I was going to suggest that we could include people who have sought to pursue people who owe them money.

Yes. We should ask both sides.

The key thing is to try to get people with real-life experience of the existing law and information on how the new law will impact on the process.

Absolutely.

Might the Federation of Small Businesses—or a similar organisation—have gathered information on the business side and the impact on creditors?

We can certainly approach the FSB. We want to ensure that business organisations are given an opportunity, and there are business organisations other than the FSB.

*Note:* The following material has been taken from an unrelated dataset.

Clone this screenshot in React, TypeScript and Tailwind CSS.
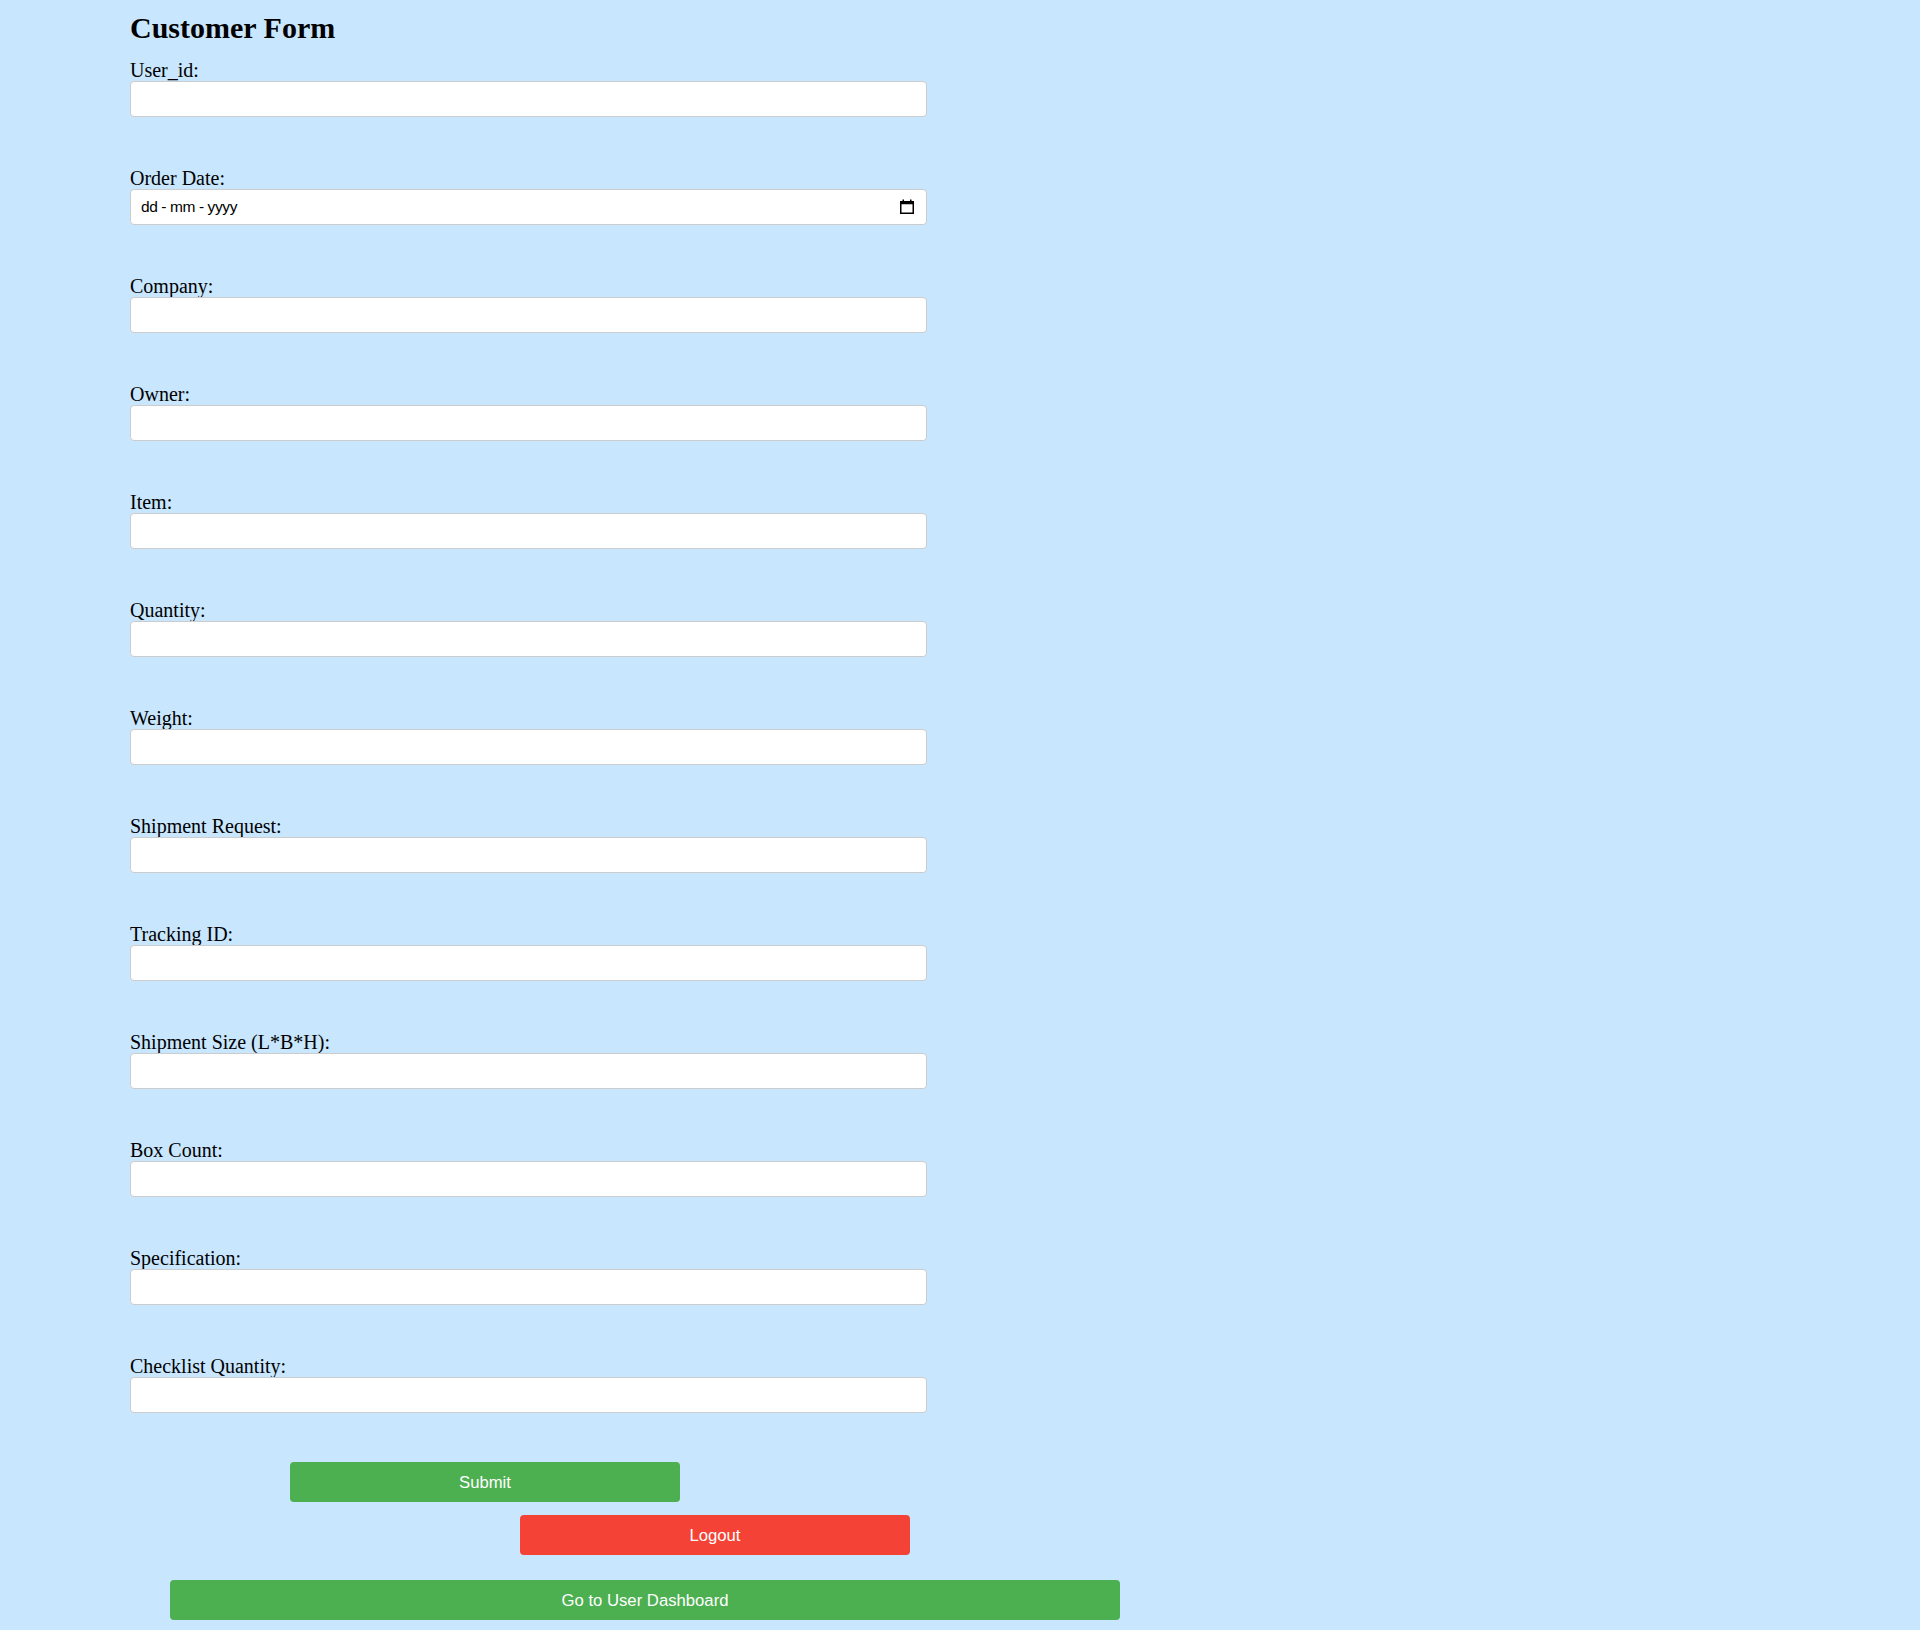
import React from "react";

const fields = [
  "User_id:",
  "Order Date:",
  "Company:",
  "Owner:",
  "Item:",
  "Quantity:",
  "Weight:",
  "Shipment Request:",
  "Tracking ID:",
  "Shipment Size (L*B*H):",
  "Box Count:",
  "Specification:",
  "Checklist Quantity:",
];

function CalendarIcon() {
  return (
    <svg width="14" height="15" viewBox="0 0 14 15" fill="none">
      <rect x="0.75" y="2.75" width="12.5" height="11.5" stroke="#000" strokeWidth="1.5" />
      <rect x="0.75" y="2.75" width="12.5" height="2.5" fill="#000" />
      <rect x="2.5" y="0.5" width="1.5" height="2.5" fill="#000" />
      <rect x="10" y="0.5" width="1.5" height="2.5" fill="#000" />
    </svg>
  );
}

export default function App() {
  return (
    <div className="min-h-[1630px] bg-[#c8e6fd] font-['Liberation_Serif',serif] text-black">
      <div className="pl-[130px] pt-[9.5px]">
        <h2 className="h-[35px] text-[30px] font-bold leading-[35px]">Customer Form</h2>
        <div className="mt-[14px] flex w-[797px] flex-col gap-[50.08px]">
          {fields.map((f) => (
            <div key={f} className="flex flex-col">
              <label className="block h-[22px] text-[20px] leading-[22px]">{f}</label>
              {f === "Order Date:" ? (
                <div className="flex h-[36px] w-full items-center justify-between rounded-[4px] border border-[#cccccc] bg-white pl-[10px] pr-[12px]">
                  <span className="font-['Liberation_Sans',sans-serif] text-[15.5px] tracking-[-0.4px] text-black">
                    dd - mm - yyyy
                  </span>
                  <CalendarIcon />
                </div>
              ) : (
                <input
                  type="text"
                  className="block h-[36px] w-full rounded-[4px] border border-[#cccccc] bg-white px-[10px] outline-none"
                />
              )}
            </div>
          ))}
        </div>
      </div>
      <div className="mt-[49px] flex flex-col font-['Liberation_Sans',sans-serif] text-[16.7px] text-white">
        <button className="ml-[290px] flex h-[40px] w-[390px] items-center justify-center rounded-[4px] bg-[#4caf50]">
          Submit
        </button>
        <button className="mt-[13px] ml-[520px] flex h-[40px] w-[390px] items-center justify-center rounded-[4px] bg-[#f44336]">
          Logout
        </button>
        <button className="mt-[25px] ml-[170px] flex h-[40px] w-[950px] items-center justify-center rounded-[4px] bg-[#4caf50]">
          Go to User Dashboard
        </button>
      </div>
    </div>
  );
}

Yes. I just gave an example off the top of my head.

The Convener:

We could have two sessions on 17 January, and another session if necessary. Getting a feel for the issues from professionals and lay people would be a good way of kicking off discussions on the key issues that we need to address in our scrutiny of the bill at stage 1. We will also discuss a more detailed paper from the clerks on our work schedule.

Susan Deacon:

In the same vein, there have been several references to the Executive's roadshow work. I wonder whether there is a way in which we can tap into the more qualitative research and into conversations about that work before we decide whom we should bring in and, for that matter, what we want to ask them.

The Convener:

That would be helpful. I would have thought that that information would be fairly readily available, certainly in summary form. Perhaps it would give us a steer on the key issues. Would you like it for your Christmas reading? We will do our best to obtain it.

Is everybody happy with what has been proposed?

Christine May:

I was intrigued by the final sentence of paragraph 6 in the paper from the clerks, which contains the nearest thing to an instruction to members that I have ever seen. A strong suggestion is made that we should adopt a thematic approach, which I would be pleased to adopt.

Excellent. For the second time, I ask that the public gallery be cleared so that we can move into private session.

Meeting continued in private until 16:31.